The evening started with fighter jets streaming red, white and blue smoke and roaring over the stadium, packed with a buzzing crowd of 60,000 people.
The show never caught its breath with a nonstop rock-and-pop homage to cool Britannia. The soundtrack veered from classical to irreverent. Boyle daringly included the Sex Pistols’ "Pretty Vacant" and a snippet of its version of "God Save the Queen" — an anti-establishment punk anthem once banned by the BBC. With a singalong of "Hey Jude," Beatle Paul McCartney closed the spectacle that ran 45 minutes beyond its scheduled three hours.
The encyclopedic review of modern British music included a 1918 Broadway standard adopted by the West Ham football team, the Rolling Stones’ "(I Can’t Get No) Satisfaction" and "Bohemian Rhapsody," by still another Queen, and other tracks too numerous to mention, but not to dance to.
Boyle, who directed "Slumdog Millionaire" and "Trainspotting" while developing into one of Britain’s most successful filmmakers, had a ball with his favored medium, mixing filmed passages with live action to hypnotic effect, with 15,000 volunteers taking part in the show.
Actor Rowan Atkinson as "Mr. Bean" provided laughs, shown dreaming that he was appearing in "Chariots of Fire," the inspiring story of a Scotsman and an Englishman at the 1924 Paris Games.
Headlong rushes of movie images took spectators on wondrous, heart-racing voyages through everything British: a cricket match, the London Tube, the roaring, abundant seas that buffet and protect this island nation, and along the Thames, the river that winds like a vein through London and was the gateway for the city’s rise over the centuries as a great global hub of trade and industry.
Wearing his yellow winner’s jersey, newly crowned Tour de France champion Bradley Wiggins rang a 23-ton Olympic Bell from the same London foundry that made Big Ben and Philadelphia’s Liberty Bell.
The show portrayed idyllic rural Britain — a place of meadows, farms, sport on village greens and picnics — that then gave way to the industrial transformation that revolutionized the nation in the 18th and 19th centuries, the foundation for an empire that reshaped world history.
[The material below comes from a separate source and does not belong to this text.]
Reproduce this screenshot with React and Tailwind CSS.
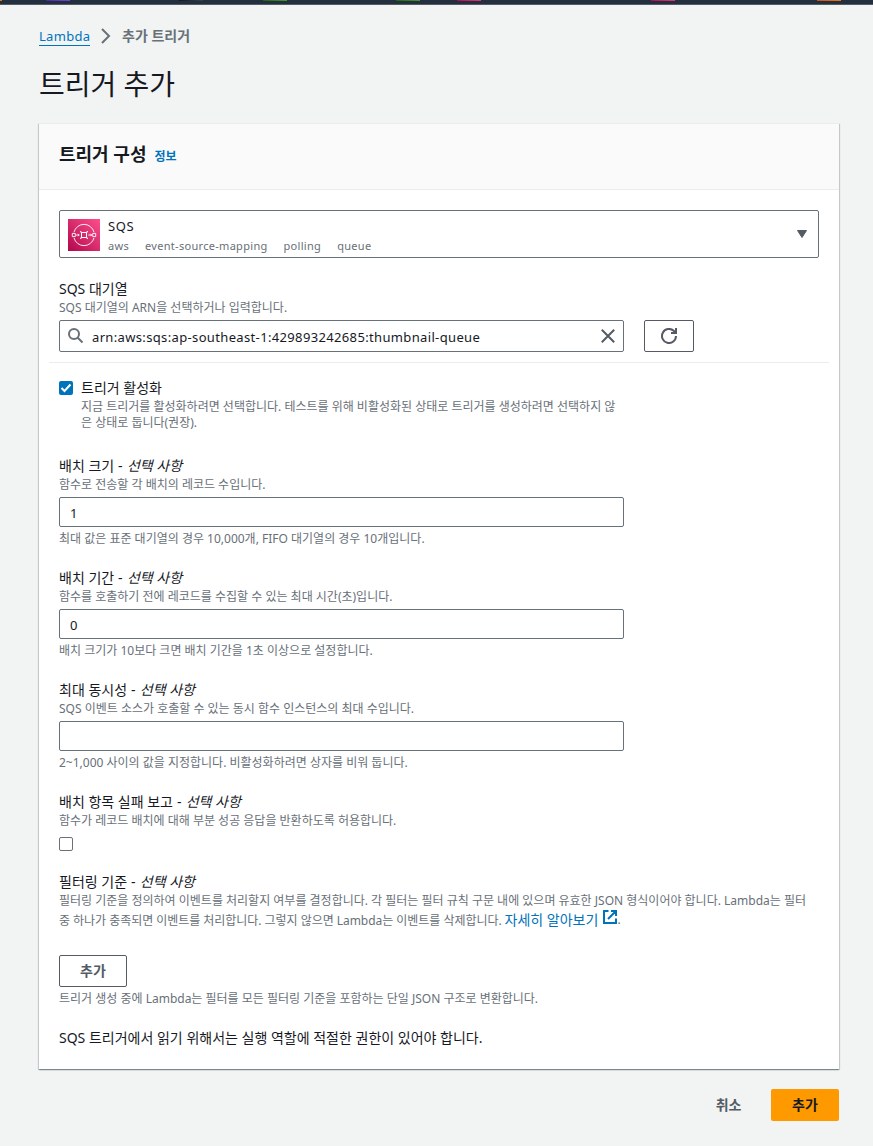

Belching chimneys rose where only moments earlier live sheep had trod.
The Industrial Revolution also produced terrifying weapons, and Boyle built in a moment of hush to honor those killed in war.
"This is not specific to a country. This is across all countries, and the fallen from all countries are celebrated and remembered," he explained to reporters ahead of the ceremony,"•he said.
The parade of nations featured most of the roughly 10,500 athletes — some planned to stay away to save their strength for competition — marching behind the flags of the 204 nations taking part.
A helicopter showered the athletes and stadium with 7 billion tiny pieces of paper — one for each person on Earth.
International Olympic Committee President Jacques Rogge honored the "great, sports-loving country" of Britain as "the birthplace of modern sport," and he appealed to the thousands of athletes assembled before him for fair play.
"Character counts far more than medals. Reject doping. Respect your opponents. Remember that you are all role models. If you do that, you will inspire a generation," Rogge said.
The queen then said: "I declare open the games of London, celebrating the 30th Olympiad of the modern era."